Spontaneous fermentations in various vessels (botti, cement, qvevri, stainless steel) with variable amount of skin contact. Whenever a batch is bottled, wine from each vessel is added to the perpetual tank, creating an ever-evolving, multi-vintage blend. S02 use depends highly on the sanitary state of the grapes. Some years none will be added, others a couple grams per hectoliter will be added on the harvest, other times at bottling. Grapes are indigenous varietals Pignoletto, Alionza, Malvasia, and Albana.
Tasting Notes: Floral touches from Malvasia, fresh, zesty notes from the young Pignoletto, and savory, nutty tones from the Pignoletto that has had more time to mature in the tank, along with citrus, apricot, pear, and salt.
Winemaker: Frederico Orsi
Price per bottle / Price per case
Suggested Food Pairing:
Seafood or wild mushroom risotto,
umami rich dishes like:
Parmesan roasted cauliflower,
Region: Romagna DOC Sangiovese Riserva M.G.A. “Oriolo”

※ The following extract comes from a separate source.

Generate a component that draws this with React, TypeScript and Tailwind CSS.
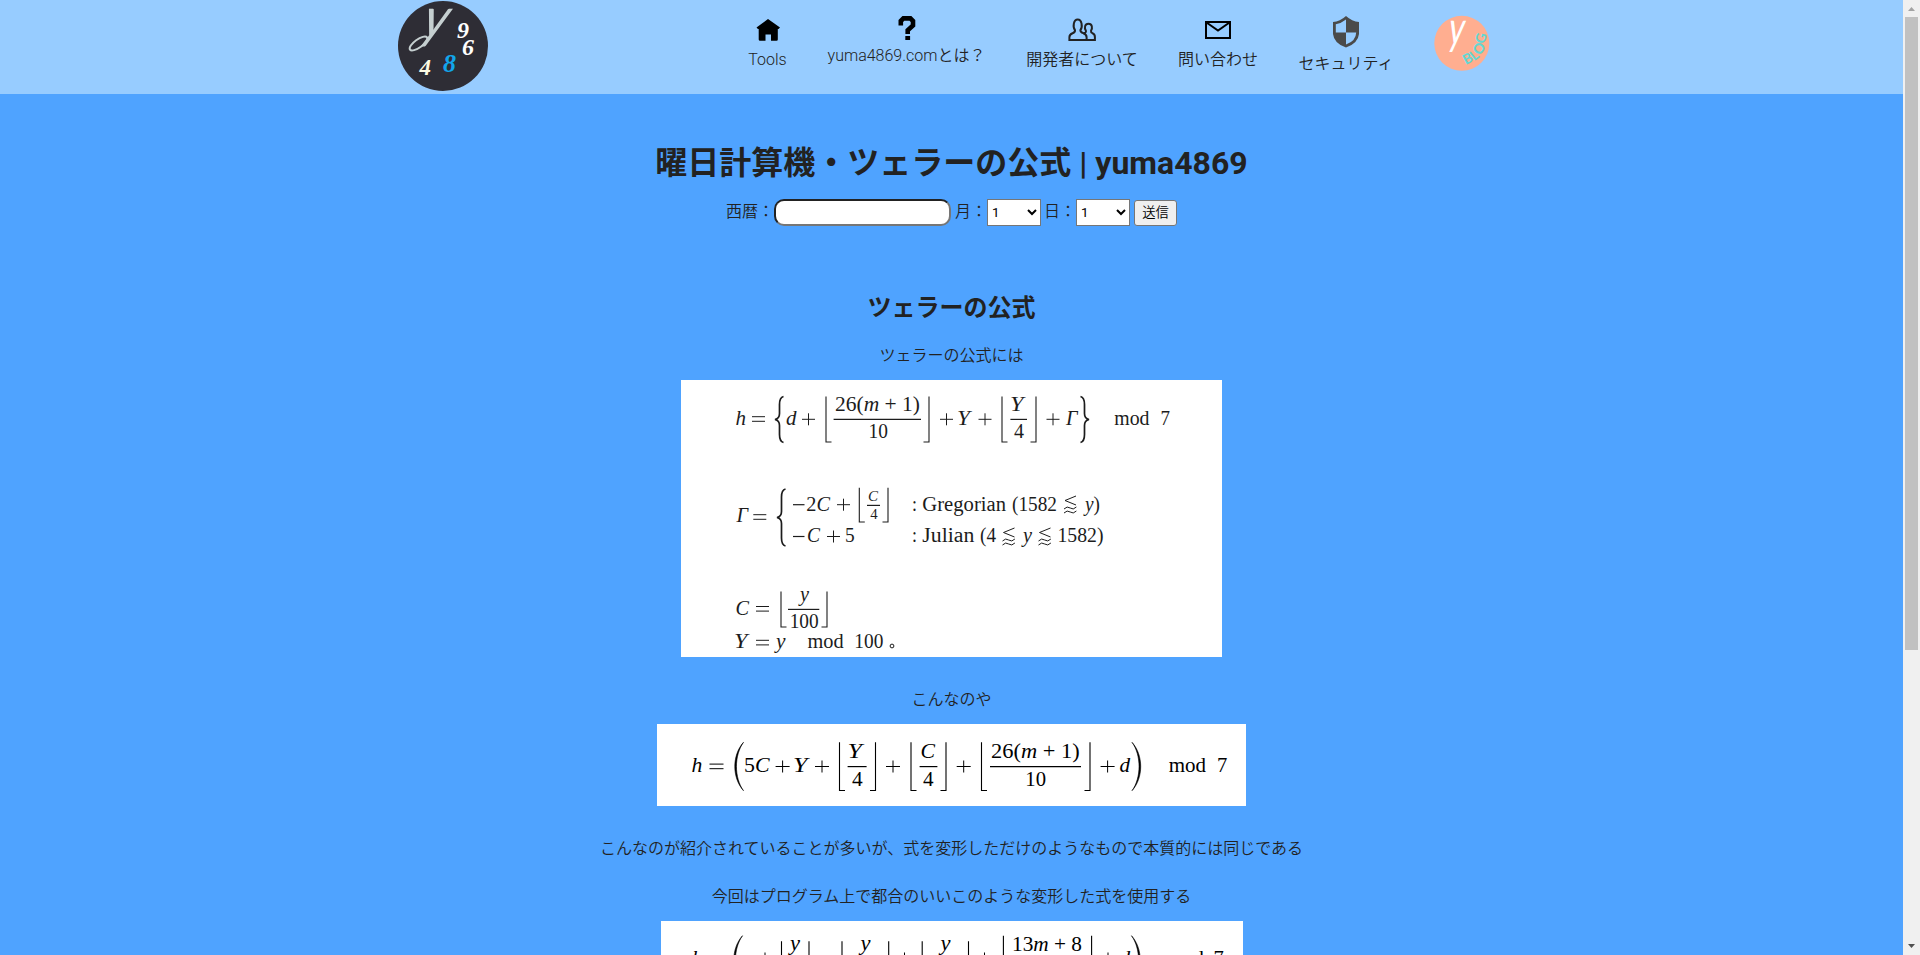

About the Winery: This 30-hectare estate located in the hills of Imola overlooking the Romagna plain specializes in the three local varietals: Albana, Trebbiano, and Sangiovese. The viticulture here is currently sustainable, andthe estate is incorporating biodynamic principles more and more. Soil types are mainly sandy clay with small pebbles, which seem to be ideal for producing the crisp mineral white wines that this estate is known for. Cool nights and hot days are ideal for ripening both the Albana and Trebbiano vineyards. The winemaking operations are watched over painstakingly by the experienced and talented Vittorio Navacchia, and animated by a philosophy of minimal intervention. Every step is carried out with full respect not only for the integrity of the fruit, but above all for the unique character of each growing year, so that Vittorio can ensure that the final wines fully expresses all of the conditions that gave it “birth”.
About Winemaking: Sandy soils of clay with abundant gravely texture and 50-year old vines. Harvested by hand in September, followed by 12-day maceration with malolactic fermentation and nine months in new medium Alllier barrels.
Tasting Notes: Ruby red color, elegant and delicate nose with notes of fruit, red rose petals, black pepper, and sweet liquorice. Velvety and elegant on the palate, echoing the aromas of the nose with fine-grained tannins and leisurely development.
Winemaker: Vittorio Navacchia.
Price per bottle / Price per case
Suggested Food Pairing: Polenta with game or mushrooms, grills and stews, roast lamb.
Tagliatelle ragù (see recipe).
Tagliatelle (al Ragù) Bolognese & Vegetarian
Simple, but why mess with perfection? We couldn’t locate exact recipe for dish from No Reservations episode, but that required Tagliatelle made from scratch. Here are two easier versions, traditional ragu, and vegetarian:
1 lb. fresh egg tagliatelle; 3⁄4 lb. ground beef; 1⁄3 lb. pancetta; 1 1/4 cups puréed tomato passata;
3⁄4 cup beef broth; 2 carrots; 2 celery stalks; 1⁄2 small onion; 1⁄2 cup red (or dry white) wine;
1⁄2 cup milk; extra-virgin olive oil; salt – pepper
- Chop the pancetta. Trim the celery, carrots, and onion, and mince them all into fine pieces.
- Heat a pan with a drizzle of oil, sauté the pancetta, add the vegetables and gently sweat until soft.
- Add the meat and sauté for 5 minutes.
- Add ½ cup wine and allow to completely evaporate.
- Add the tomato passata and stir for a few minutes. Add ½ cup milk and cover with the broth
- Cook the meat sauce for 2-3 hours, adding more broth every now and then while adjusting the seasoning.
- Cook the tagliatelle in salted boiling water for 3-4 minutes, drain and serve with generous amounts of sauce.
1 oz. of egg tagliatelle; 2 zucchini; 1 red bell pepper; 1 carrot; 1 onion; tomato passata; 1 garlic clove; basil; parsley; olive oil; pepper; salt
- Clean and julienne the zucchini, carrot, and pepper. Finely chop 1 medium onion and 1 garlic clove together.
- Bring a large pot of water to a boil. Add salt.
- Sauté the chopped onion and garlic in a saucepan with 3 Tbsp. oil. Add the julienned vegetables. Season with a handful of basil. Add 1 cup tomato passata and simmer for around 10 minutes. Season with salt and pepper to taste.
- Cook the pasta until al dente, strain and toss it in the pot with the vegetables. Finish with plenty of chopped parsley and 2 Tbsp. olive oil.